Appreciate if some one can throw light on why the settings are going heywire , though no one is touching them.
1. A port in a box is tuned to reinforce the bass. It does so by creating a helmholtz resonator (the port functions as the “neck” of the resonator and the box functions as the “cavity"). Ported boxes are more efficient (go lower and play louder than comparable sealed box designs) but suffer from 2 issues. (a) the driver's parameters are very important - a sealed box is more tolerant of variations in driver (T/S) parameters) and (b) below Fb (box resonant frequency) there is no resistance offered to the driver hence if the speaker is driven hard below Fb it can loose control and hit Xmax limits very fast. A sealed box offers resistance to the driver across the entire band of frequencies so will not allow the driver to de-couple and hit Xmax as easily.

2. If you want to prevent the box from "walking" you can velcro it to the carpet in the trunk.

3. take the amp outside the car and test. see if the settiings still change.

Quote:
Originally Posted by mailmaldi View Post
i10
budget of around 20k.
pio 4250SD - 7.3k
jbl gto608c comp - 4k
jbl gto638 rear door speakers - 2k
wiring - 3k for jbl kit
amp 4ch for all speakers - 5.8k kenwood.

Not planning on getting any damping done yet, but should I get a mdf box to place speakers in as well?
JBLs are usually more forward (more HF) than Infinity.
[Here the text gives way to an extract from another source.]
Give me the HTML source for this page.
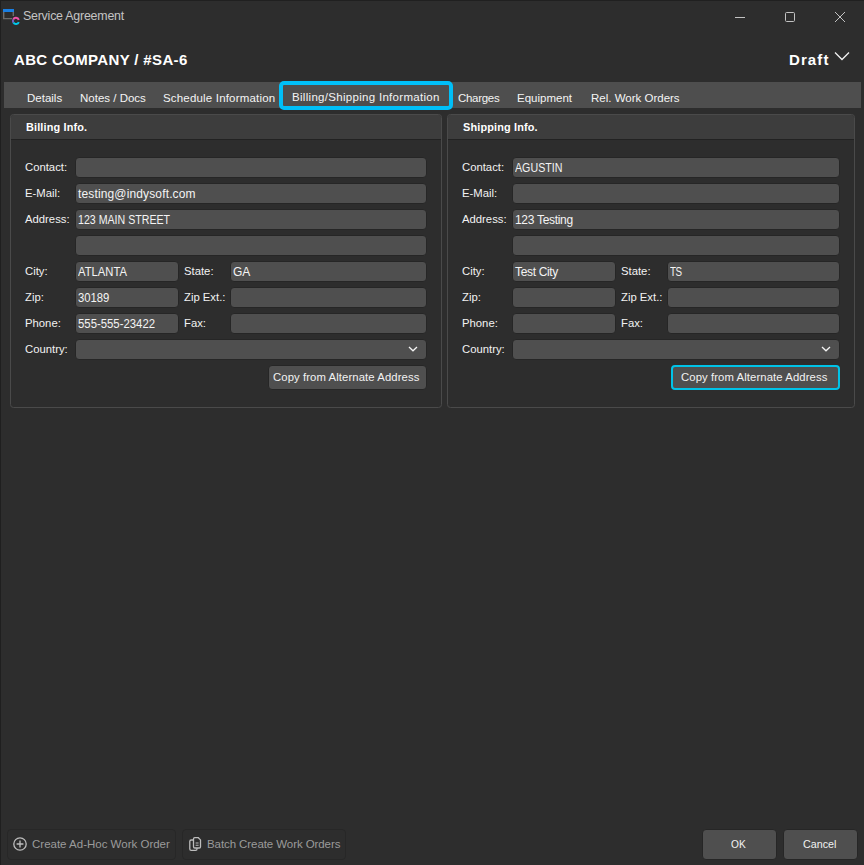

I have not heard the latest incarnations (but have heard the 607/637 and 6020) of the speakers you have chosen but I suspect that Harman will have retained the sonic signatures of both their brands. Also I suspect the 638 will cost more than 2K hence I recommend the 608 over the 6030 to keep your budget close to 20K. If you can afford a bit more then by all means listen to both JBL and Infinity.

Stick to a orignial wiring kit.

You do not need a MDF box as you do not have a subwoofer.

The Kenwood 8404 (at 6K) is a good amp.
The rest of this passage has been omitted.